This document covers the Cluster Failover Test Scenarios in AIX Environment .

In AIX ,We have normally three ways for performing the Failover Testing .

1. Manual Failover by moving the Resource Group

2. Automatic Failover by abruptly halting the nodes

3. Failover Testing by removing the attached hardware(disabling the NIC’s ,cables etc)

Important points that need to be validated before performing any failover test as a System Administrator .

1. Data backup should be handy .

2. Cluster snapshot should be taken .

3. Configuration backup (including the RG attributes ,FS details ).

4. If crossmount is configured kindly verify the exports file and compare the FS crossmounted .

In 1 case we noticed that the cluster filesystem was mounted as normal nfs mount leading to issue while performing the failover test . Since cluster will look for the entries in file "/usr/es/sbin/cluster/etc/exports " if it exists to mount and unmount the FS .

5. Also if going for failover test , if the RG's goes to error state , there are cases where it will not allow you to execute any cluster commands . In this case you may require to reboot the nodes . So better keep the required team updated ,that we may require the server reboot of both the nodes in case of any issues.

Manual Failover Testing by moving the RG’s

Steps :

1. Take the console session of both the nodes.

2. Verify the Resource Group availability on nodes before the failover test .

Command to be used #/usr/es/sbin/cluster/utilities/clRGinfo

# clRGinfo

-----------------------------------------------------------------------------

Group Name Group State Node

-----------------------------------------------------------------------------

RES_01 ONLINE node1 >>>>>. RG (RES_01) currently active on node1

OFFLINE node2

RES_02 ONLINE node2

OFFLINE node1

3. Here in this case .we are going to manually move the resource group (RES_GRP_01) from node1 to node2

4. From node1 run the command #smitty clstop

node1# smitty clstop

Stop Cluster Services

Type or select values in entry fields.

Press Enter AFTER making all desired changes.

[Entry Fields]

* Stop now, on system restart or both now +

Stop Cluster Services on these nodes [node1 ] + >>>>>> select the node

BROADCAST cluster shutdown? true +

* Select an Action on Resource Groups Move Resource Groups >>>>> need to select this option for manual failover

5. Next screen will ask for the Resource group to move and the node where to move . Select the appropiate Resource Group and press enter , it will start the failover .

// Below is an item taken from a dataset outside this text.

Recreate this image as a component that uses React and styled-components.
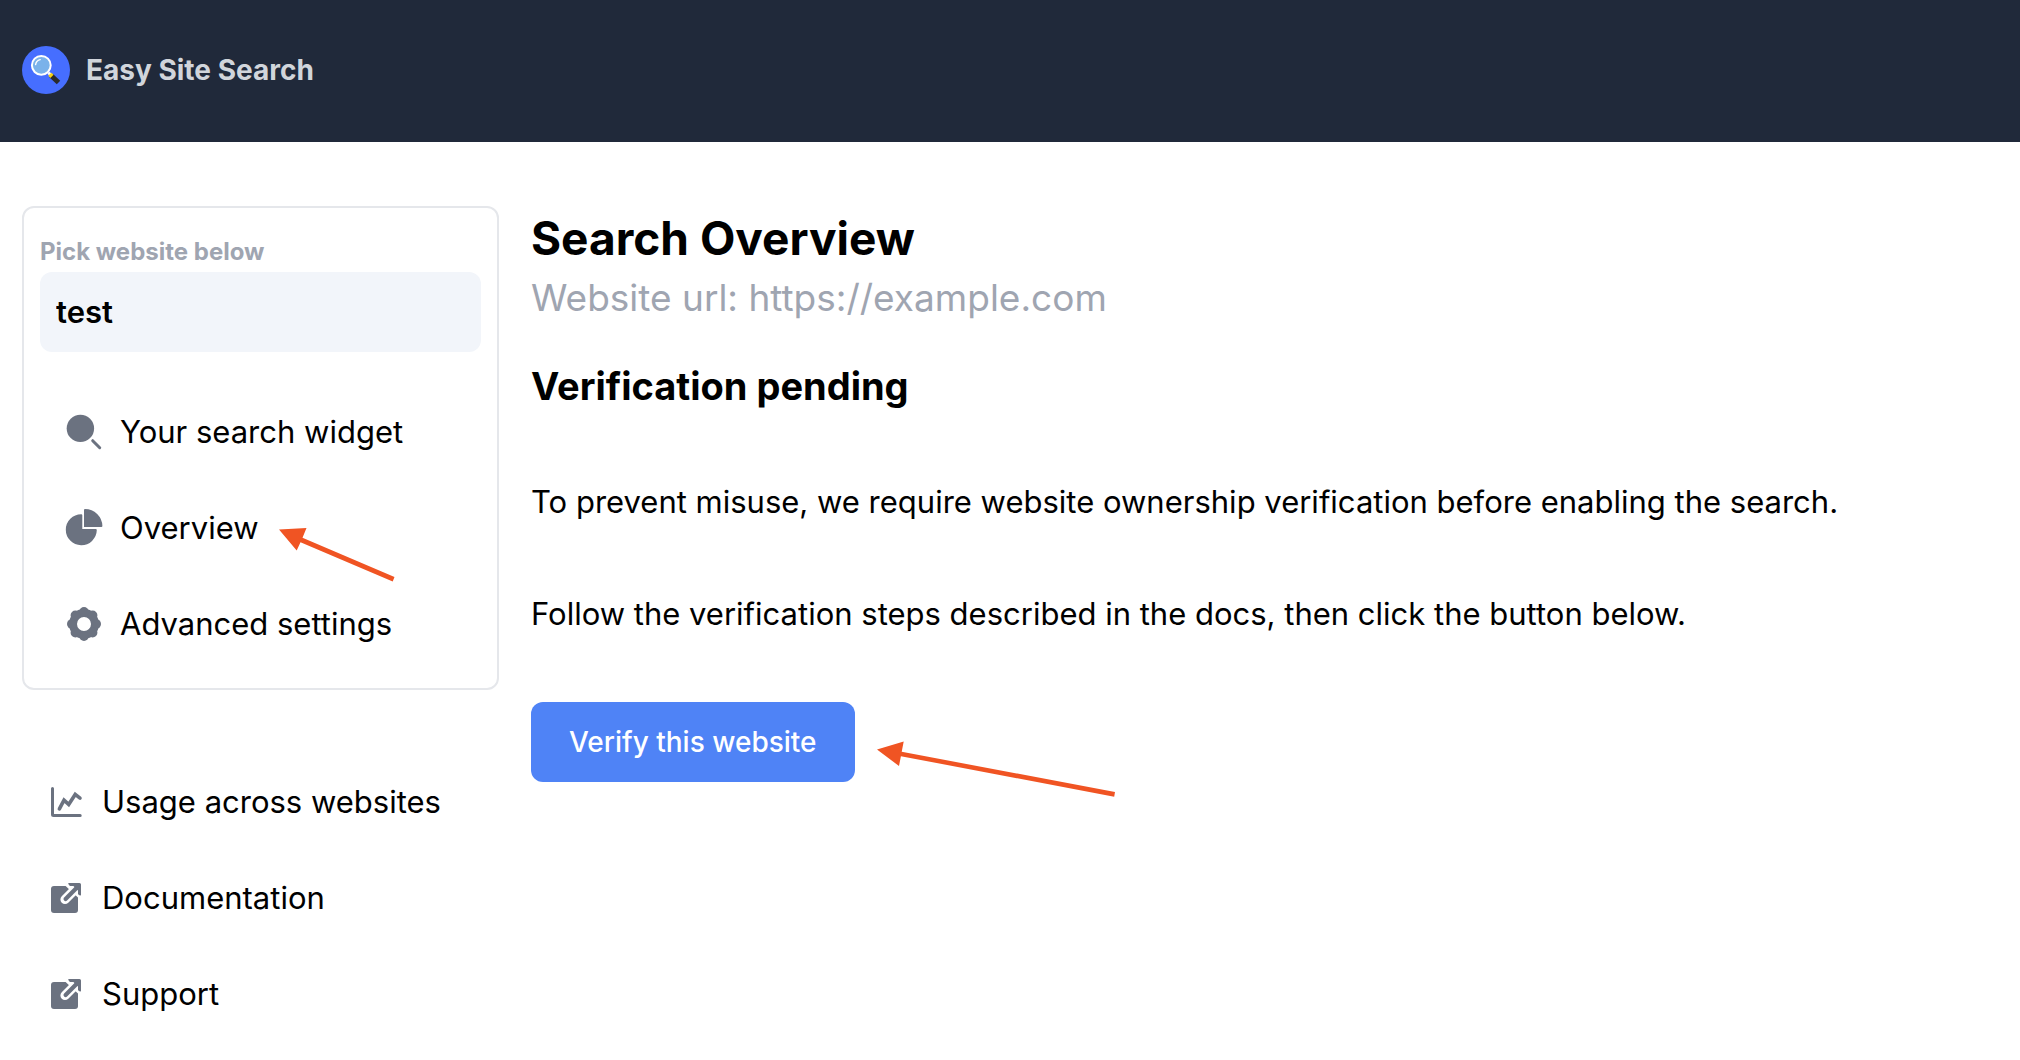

6. From node 2 , verify the RG status using the command #/usr/es/sbin/cluster/utilities/clRGinfo

1^st probable output

# clRGinfo

-----------------------------------------------------------------------------

Group Name Group State Node

-----------------------------------------------------------------------------

RES_01 OFFLINE node1

ACQUIRING node2 >>>>>>>>>> failover initiated and node2 is acquiring the Resource group

RES_02 ONLINE node2

OFFLINE node1

2^nd probable output

# clRGinfo

-----------------------------------------------------------------------------

Group Name Group State Node

-----------------------------------------------------------------------------

RES_GRP_01 OFFLINE node1

ONLINE node2 Failover completed successfully ,node2 has acquired Resource Group (RES_GRP_01)

RES_GRP_02 ONLINE node2

OFFLINE node1

Note: When stopping the cluster on node 1 the first thing executed is the cluster stop script. It brings down the applications and unmounts all application filesystems. If your application stop script is not able to stop all application processes some filesystems can't be unmounted and the failover fails.When all resources are down on node 1 HACMP starts to bring up all resources on node 2. The application start script is the last thing hacmp does.

7. Verify the status of the cluster using the command #lssrc -ls clstrmgrES . It should be in "stable" state . If so everything is fine .

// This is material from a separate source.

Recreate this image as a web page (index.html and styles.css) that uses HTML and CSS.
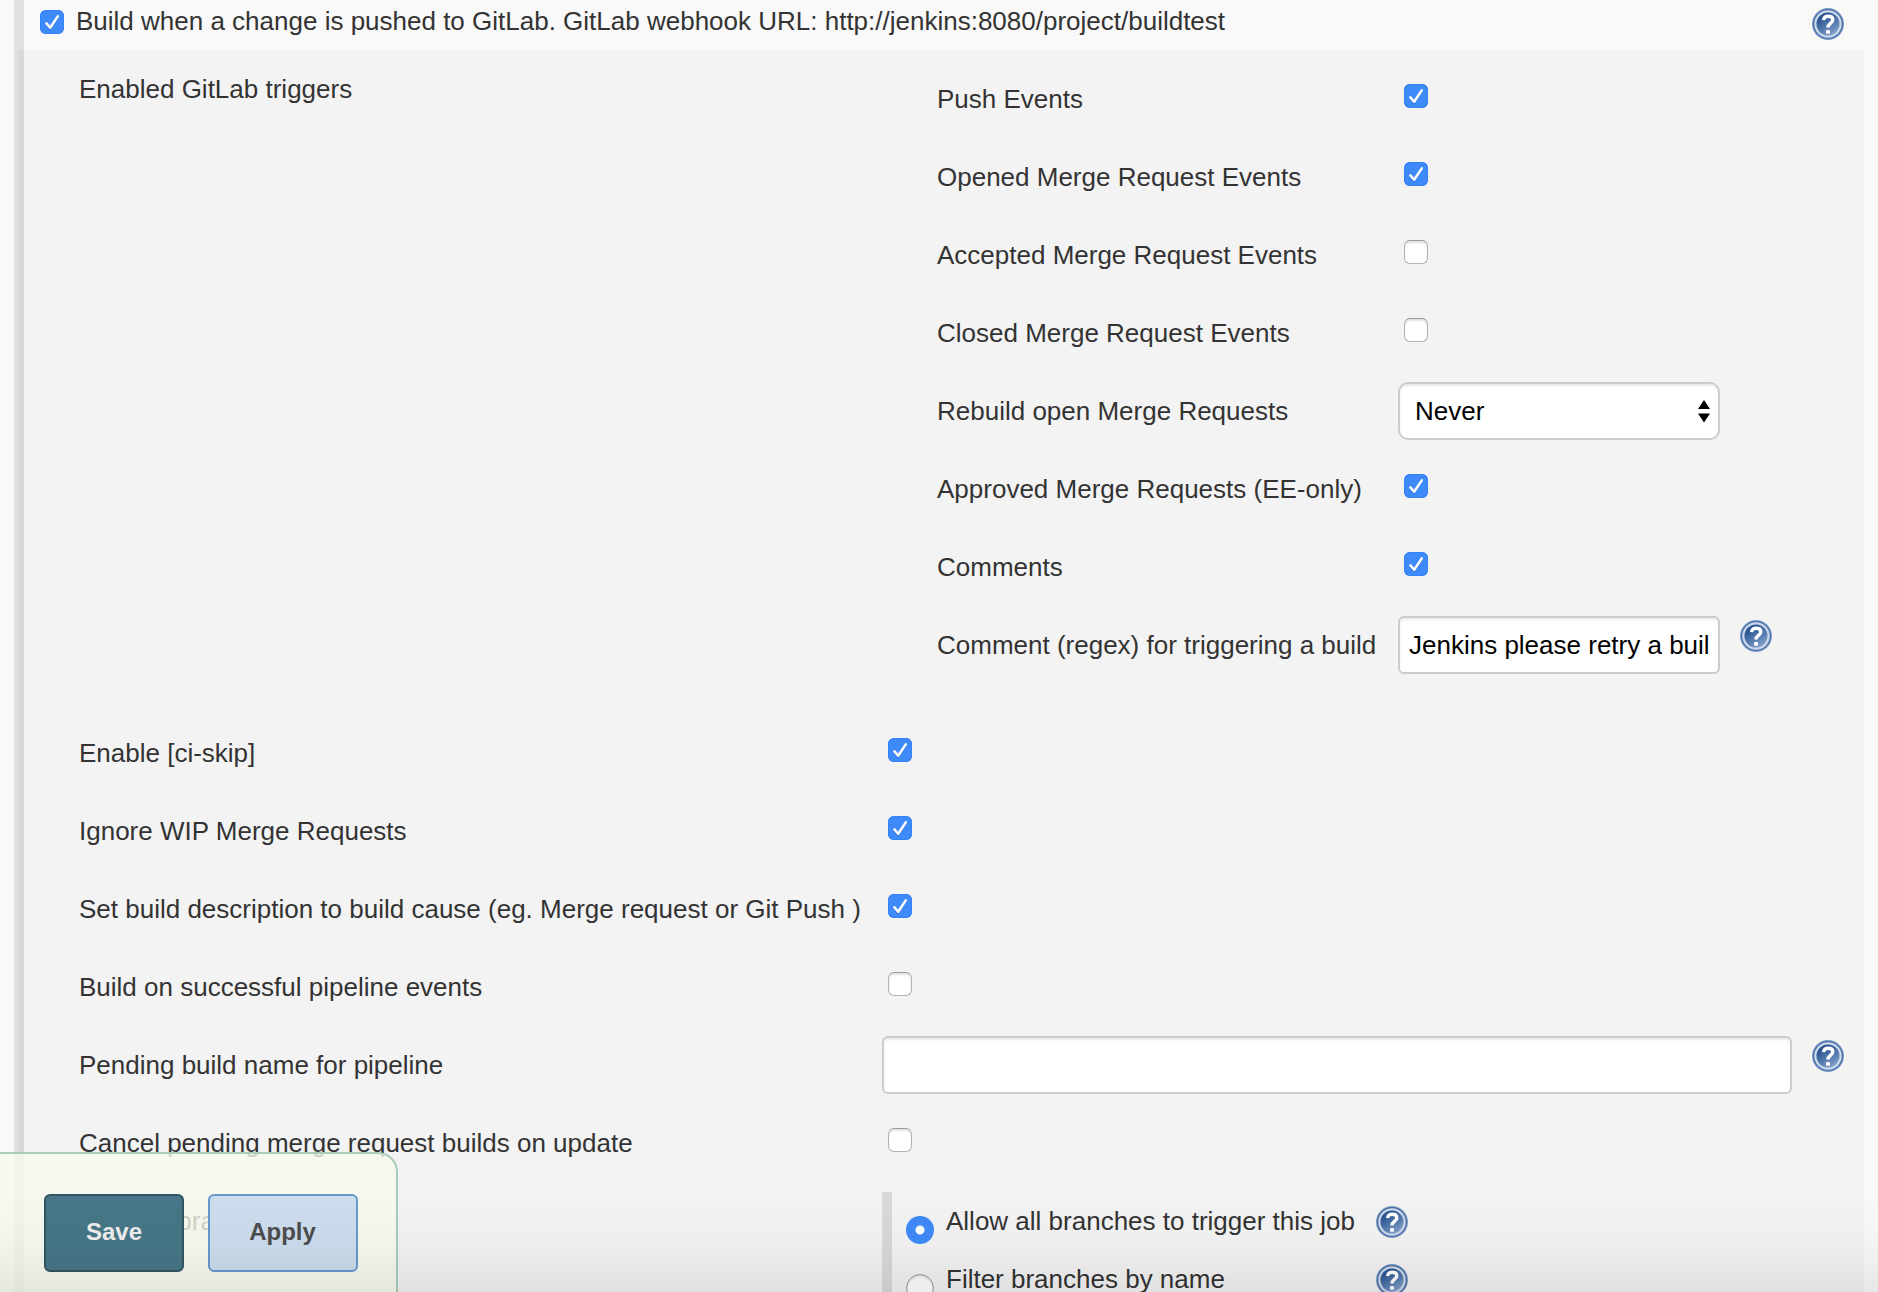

7. Perform the server-level health-checkup to validate the FS and Cluster IP'S have moved successfully.

8. Inform APP/DB Team to start the APP/DB Services or validate the APP/DB Status after failover

Force of auto failover by rebooting active node (typically not recommended, but an option)

HACMP is intelligent enough to differentiate between deliberate shutdown and abrupt shutdown of node due to any hardware failures. Whenever we are forcing the failover by bringing down the active node , shutdown ,reboot command will not trigger failover.

The halt command will only force the automatic RG failover from Server end .

1. Login to node1 , run the command #halt –q as root user . This will bring down the node1 abruptly and Force the RG available on node1 to automatically failover to node2 .

2. Login to node2 ,Verify the Resource group status on node2 using the below command .

# clRGinfo

-----------------------------------------------------------------------------

Group Name Group State Node

-----------------------------------------------------------------------------

RES_01 OFFLINE node1

ONLINE node2 Failover completed successfully ,node2 has acquired Resource Group (RES_01)

RES_02 ONLINE node2

OFFLINE node1

3. Verify that all the filesystems and IP’s are available on node2 after the automatic failover.

4. Inform APP/DB Team to validate the APP/DB Status and Startup(if applicable)

Saturday, April 23, 2016

Introduction to OPENSSH

Introduction to openSSH & SSH (Secure Shell)

opensSSH?

OpenSSH is a free implementation of the SSH 1 and SSH 2 protocols. It was originally developed as part of the OpenBSD (Berkeley Software Distribution) operating system and is now released as a generic solution for UNIX or Linux® and similar operating systems.

What Does openSSH Package Provides?

Basically openSSH provides three kind of services

Ø logging to the server(SSH)

Ø secure file transfer(SFTP)

Ø Secure Copy (SCP)

Why SSH?

SSH was designed as a replacement for Telnet and for unsecured remote shell

protocols such as the Berkeley rlogin, rsh, and rexec protocols.

Those protocols send information, notablypasswords, in plaintext, rendering

them susceptible to interception and disclosure using packet analysis.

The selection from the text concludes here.